"The woman question" is a phrase usually used in connection with a social change in the later half of the 19th century, which questioned the fundamental roles of women in Western industrialized countries such as the United Kingdom, the United States of America, Canada, and Russia. Issues of women's suffrage, reproductive rights, bodily autonomy, property rights, legal rights, and medical rights, and marriage dominated cultural discussions in newspapers and intellectual circles. While many women were supportive of these changing roles, they did not agree unanimously. Often issues of marriage and sexual freedom were most divisive.
"The woman question" originally referred to an academic debate in the 1530s as to whether women should be allowed to study in the universities. In the years that followed, many people took the opportunity to comment on the goodness of women in general, and also considered whether it was good for a man to marry. The academics decided that while men were not naturally smarter than women, women should not be allowed into the universities because they are not serious-minded enough. They lacked the grounding of a classical education and their temperament was not suited to serious study.

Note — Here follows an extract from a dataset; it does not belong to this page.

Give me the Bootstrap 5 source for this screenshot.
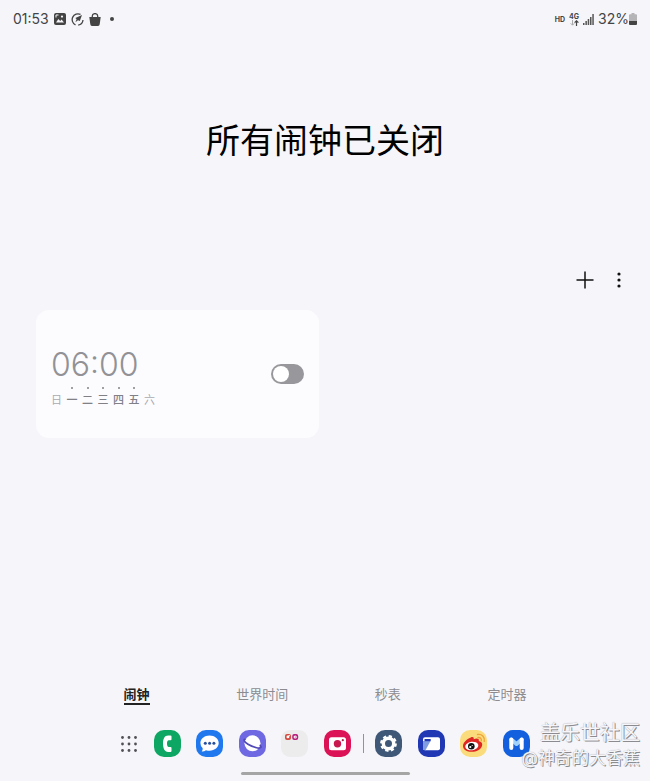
<!DOCTYPE html>
<html lang="zh-CN">
<head>
<meta charset="utf-8">
<meta name="viewport" content="width=device-width, initial-scale=1">
<title>闹钟</title>
<link href="https://cdn.jsdelivr.net/npm/bootstrap@5.3.0/dist/css/bootstrap.min.css" rel="stylesheet">
<style>
body{background:#f6f6fa;color:#111;font-family:Inter,"Noto Sans CJK SC",sans-serif;}
svg{display:block;flex:none;}
.status{height:38px;padding:0 13px;font-size:14px;line-height:20px;color:#444;}
.status-group{gap:5px;}
.more-dot{width:4px;height:4px;background:#444;margin-left:4px;}
.net{font-size:7px;line-height:7px;font-weight:700;}
.page-title{font-size:34px;line-height:44px;font-weight:400;padding:81px 0 105px;}
.tools{gap:10px;padding-right:19px;}
.tools .btn{color:#111;width:24px;height:24px;}
.alarms{padding:18px 36px 0;}
.alarm-grid{--bs-gutter-x:12px;}
.alarm{background:#fcfcff;border-radius:13px;min-height:128px;padding:0 15px;}
.alarm-time{font-size:32px;line-height:36px;font-weight:300;color:#929296;padding-top:6px;}
.days{width:104px;margin-top:4px;font-size:11px;line-height:14px;color:#aaaab0;}
.day{width:11px;}
.day::before{content:"";width:2px;height:2px;margin-bottom:4px;border-radius:50%;}
.day.on{color:#808086;font-weight:500;}
.day.on::before{background:#808086;}
.switch{appearance:none;width:33px;height:20px;border-radius:10px;background:#98989c;padding:2px;margin:0;display:flex;cursor:pointer;}
.switch::before{content:"";width:16px;height:16px;border-radius:50%;background:#fff;}
.switch:checked{background:#3e6fe0;justify-content:flex-end;}
.tabs{width:62%;gap:12px;font-size:13px;line-height:18px;}
.tabs a{color:#8c8c90;text-decoration:none;border-bottom:2px solid transparent;}
.tabs a.active{color:#222;font-weight:700;border-color:#222;}
.dock{width:63%;padding:25px 0 15px;}
.split{width:1px;height:19px;background:#929297;margin:0 -4px;}
.home-bar{width:26%;height:3px;border-radius:2px;background:#a5a5a6;margin-bottom:6px;}
.stamp{position:absolute;right:10px;bottom:11px;text-align:right;color:#f6f6fa;text-shadow:1px 1px 0 #8c8c90,0 0 1px #909096;pointer-events:none;}
.stamp-top{font-size:20px;line-height:26px;}
.stamp-name{font-size:17px;line-height:24px;}
</style>
<script src="https://cdn.jsdelivr.net/npm/bootstrap@5.3.0/dist/js/bootstrap.bundle.min.js" defer></script>
</head>
<body>
<div class="d-flex flex-column min-vh-100 position-relative">
  <header class="status d-flex justify-content-between align-items-center">
    <div class="status-group d-flex align-items-center">
      <span>01:53</span>
      <svg width="12" height="12" viewBox="0 0 12 12"><rect width="12" height="12" rx="2" fill="#444"/><path d="M2 9.5 4.4 6l1.8 2 1.4-1.6L10 9.5z" fill="#f6f6fa"/><circle cx="8" cy="3.6" r="1.1" fill="#f6f6fa"/><path d="M2 4.5V2h2.5" stroke="#f6f6fa" fill="none"/></svg>
      <svg width="13" height="13" viewBox="0 0 13 13" fill="none" stroke="#444" stroke-width="1.3"><path d="M9.5 1.4A5.7 5.7 0 1 0 4.5 11.900"/><path d="M7.2 12.1A5.7 5.7 0 0 0 12 7" /><path d="M11 2 8.8 8 7 7.2 4.4 9.2 5.6 6.2 4.4 5z" fill="#444" stroke="none"/></svg>
      <svg width="12" height="13" viewBox="0 0 12 13"><path d="M3.3 5V3a2.7 2.4 0 0 1 5.4 0v2" fill="none" stroke="#444" stroke-width="1.3"/><path d="M.3 4h11.4l-1 7.3Q10.500 13 9 13H3Q1.500 13 1.300 11.300z" fill="#444"/></svg>
      <span class="more-dot rounded-circle"></span>
    </div>
    <div class="d-flex align-items-center gap-1">
      <span class="net">HD</span>
      <span class="net d-flex flex-column align-items-center">4G
        <svg width="9" height="6" viewBox="0 0 9 6" fill="none"><path d="M2.500 0v5M.7 3.300 2.500 5.200l1.800-1.900" stroke="#aaa"/><path d="M6.500 6V1M4.600 2.700l1.900-1.900 1.900 1.900" stroke="#444" stroke-width="1.200"/></svg>
      </span>
      <svg width="11" height="11" viewBox="0 0 11 11" fill="#555"><path d="M0 9h1.500v2H0zM2.400 7h1.500v4H2.400zM4.700 5h1.500v6H4.700zM7 3h1.500v8H7zM9.300 0h1.500v11H9.300z"/></svg>
      <span class="d-flex align-items-center">32%
        <svg width="8" height="12" viewBox="0 0 8 12"><path d="M2.500 0h3v1.200H7q1 0 1 1V8H0V2.200q0-1 1-1h1.500z" fill="#b5b5b8"/><path d="M0 8h8v3q0 1-1 1H1q-1 0-1-1z" fill="#444"/></svg>
      </span>
    </div>
  </header>

  <main class="flex-grow-1">
    <h1 class="page-title text-center m-0 text-black">所有闹钟已关闭</h1>
    <div class="tools d-flex justify-content-end">
      <button class="btn p-0 border-0" type="button" aria-label="添加闹钟"><svg width="24" height="24" viewBox="0 0 24 24"><path d="M12 3.500v17M3.500 12h17" stroke="currentColor" stroke-width="1.500"/></svg></button>
      <button class="btn p-0 border-0" type="button" aria-label="更多选项"><svg width="24" height="24" viewBox="0 0 24 24" fill="currentColor"><circle cx="12" cy="6" r="1.600"/><circle cx="12" cy="12" r="1.600"/><circle cx="12" cy="18" r="1.600"/></svg></button>
    </div>
    <section class="alarms">
      <div class="row row-cols-2 alarm-grid">
        <div class="col">
          <div class="alarm d-flex justify-content-between align-items-center">
            <label for="alarm-1">
              <span class="alarm-time d-block">06:00</span>
              <span class="days d-flex justify-content-between">
                <span class="day d-flex flex-column align-items-center">日</span>
                <span class="day on d-flex flex-column align-items-center">一</span>
                <span class="day on d-flex flex-column align-items-center">二</span>
                <span class="day on d-flex flex-column align-items-center">三</span>
                <span class="day on d-flex flex-column align-items-center">四</span>
                <span class="day on d-flex flex-column align-items-center">五</span>
                <span class="day d-flex flex-column align-items-center">六</span>
              </span>
            </label>
            <input class="switch" type="checkbox" role="switch" id="alarm-1">
          </div>
        </div>
      </div>
    </section>
  </main>

  <nav class="tabs d-flex justify-content-between mx-auto">
    <a class="active" href="#alarm" aria-current="page">闹钟</a>
    <a href="#world">世界时间</a>
    <a href="#stopwatch">秒表</a>
    <a href="#timer">定时器</a>
  </nav>

  <footer class="dock d-flex justify-content-between align-items-center mx-auto">
    <button class="btn p-0 border-0" type="button" aria-label="所有应用"><svg width="18" height="18" viewBox="0 0 18 18" fill="#505055"><circle cx="2.500" cy="2.500" r="1.400"/><circle cx="9" cy="2.500" r="1.400"/><circle cx="15.500" cy="2.500" r="1.400"/><circle cx="2.500" cy="9" r="1.400"/><circle cx="9" cy="9" r="1.400"/><circle cx="15.500" cy="9" r="1.400"/><circle cx="2.500" cy="15.500" r="1.400"/><circle cx="9" cy="15.500" r="1.400"/><circle cx="15.500" cy="15.500" r="1.400"/></svg></button>
    <button class="btn p-0 border-0" type="button" aria-label="电话"><svg width="27" height="27" viewBox="0 0 27 27"><rect width="27" height="27" rx="10" fill="#0da663"/><path d="M16.500 5.500h-2.300C10.500 5.500 9 9 9 13.500s1.500 8.500 5.200 8.500h2.300q1 0 1-1v-3q0-1-1-1h-1.700c-1.300 0-1.800-1.500-1.800-3.400s.5-3.300 1.800-3.300h1.700q1 0 1-1V6.500q0-1-1-1z" fill="#fff"/></svg></button>
    <button class="btn p-0 border-0" type="button" aria-label="信息"><svg width="27" height="27" viewBox="0 0 27 27"><rect width="27" height="27" rx="10" fill="#2078ee"/><path d="M13.500 5.500c5.200 0 9.200 3.200 9.200 7.600s-4 7.600-9.200 7.600q-1.800 0-3.500-.5-2 1.600-4.300 1.400 1.200-1.500 1-3.300-2.300-2-2.300-5.200c0-4.400 4-7.600 9.100-7.600z" fill="#fff"/><g fill="#234f9c"><circle cx="9.300" cy="13.200" r="1.500"/><circle cx="13.600" cy="13.200" r="1.500"/><circle cx="17.900" cy="13.200" r="1.500"/></g></svg></button>
    <button class="btn p-0 border-0" type="button" aria-label="浏览器"><svg width="27" height="27" viewBox="0 0 27 27"><rect width="27" height="27" rx="10" fill="#6e69e2"/><circle cx="13.500" cy="13.300" r="8" fill="#fff"/><path d="M5.800 9.300C4 9.800 5.500 12 9 14.200c4.700 2.900 11.500 4.800 12.800 3.300.5-.6.2-1.200-.5-2" fill="none" stroke="#5149b8" stroke-width="1.700" stroke-linecap="round"/></svg></button>
    <button class="btn p-0 border-0" type="button" aria-label="文件夹"><svg width="27" height="27" viewBox="0 0 27 27"><rect width="27" height="27" rx="9" fill="#ececed"/><rect x="4" y="4" width="6" height="6" rx="2" fill="#d54d42"/><circle cx="6.900" cy="6.900" r="1.400" fill="#fff"/><path d="M7.500 5.700h1.500" stroke="#fff"/><rect x="11.200" y="4" width="6" height="6" rx="2" fill="#b7217c"/><circle cx="14.200" cy="7" r="1.600" fill="#fff"/><circle cx="14.200" cy="7" r=".6" fill="#b7217c"/></svg></button>
    <button class="btn p-0 border-0" type="button" aria-label="相机"><svg width="27" height="27" viewBox="0 0 27 27"><rect width="27" height="27" rx="10" fill="#dc1256"/><rect x="5" y="7.200" width="17" height="13" rx="2.500" fill="#fff"/><circle cx="13.500" cy="13.800" r="3.700" fill="#c91850"/><circle cx="18.800" cy="10.200" r="1.100" fill="#a52045"/></svg></button>
    <span class="split"></span>
    <button class="btn p-0 border-0" type="button" aria-label="设置"><svg width="27" height="27" viewBox="0 0 27 27"><rect width="27" height="27" rx="10" fill="#405878"/><circle cx="13.500" cy="13.500" r="5.200" fill="none" stroke="#fff" stroke-width="3.400"/><circle cx="13.500" cy="13.500" r="7.300" fill="none" stroke="#fff" stroke-width="2.200" stroke-dasharray="3.200 2.533"/></svg></button>
    <button class="btn p-0 border-0" type="button" aria-label="三星应用"><svg width="27" height="27" viewBox="0 0 27 27"><rect width="27" height="27" rx="10" fill="#2138b5"/><rect x="5" y="7.300" width="17" height="13" rx="2" fill="#fff"/><path d="M5 11h7.500L7.500 20.300H7q-2 0-2-2z" fill="#7f9de0"/><path d="M6.500 9h6.200v2.200H6.500z" fill="#2138b5"/></svg></button>
    <button class="btn p-0 border-0" type="button" aria-label="微博"><svg width="27" height="27" viewBox="0 0 27 27"><rect width="27" height="27" rx="10" fill="#fbdc7c"/><path d="M10.800 7.500c2-.9 3.300-.2 2.900 1.800 3.200-1.300 5.800-.9 5.100 1.800 2.800.7 4 2.400 3.200 4.800-1.200 3.600-5.500 5.900-10.200 5.900-5 0-8.800-2.300-8.800-5.900 0-3 3.500-6.800 7.800-8.400z" fill="#de2622"/><ellipse cx="11.800" cy="16" rx="6.600" ry="4.300" transform="rotate(-8 11.800 16)" fill="#fff"/><circle cx="11.300" cy="16.300" r="3.300" fill="#111"/><circle cx="10.300" cy="17" r="1.100" fill="#fff"/><circle cx="12.200" cy="15.500" r=".6" fill="#fff"/><path d="M17.500 4.500c4.500-.7 7.500 2.500 6.700 6.800M18 7.500c2.300-.3 3.700 1.200 3.300 3.300" fill="none" stroke="#eda33b" stroke-width="1.400" stroke-linecap="round"/></svg></button>
    <button class="btn p-0 border-0" type="button" aria-label="会员"><svg width="27" height="27" viewBox="0 0 27 27"><rect width="27" height="27" rx="10" fill="#1260dd"/><path d="m8.300 9.500 5.200 4.500 5.200-4.500" fill="none" stroke="#9ed2fa" stroke-width="4" stroke-linecap="round" stroke-linejoin="round"/><path d="M8.300 18V9.500M18.700 18V9.500" fill="none" stroke="#fff" stroke-width="4" stroke-linecap="round"/></svg></button>
  </footer>
  <div class="home-bar mx-auto"></div>

  <div class="stamp">
    <div class="stamp-top">盖乐世社区</div>
    <div class="stamp-name">@神奇的大香蕉</div>
  </div>
</div>
</body>
</html>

The debate over the nature and role of women can be understood in part as a development of the Romantic movement's exploration in fiction and drama (and opera) of the nature of 'man', of human beings as individuals and as members of society. In this, it is clearly prominent in such works as Die Walküre, Effi Briest, Madame Bovary, Middlemarch, Anna Karenina, A Doll's House, and Hedda Gabler. Each of these treats women's emotional, social, economic, and religious lives.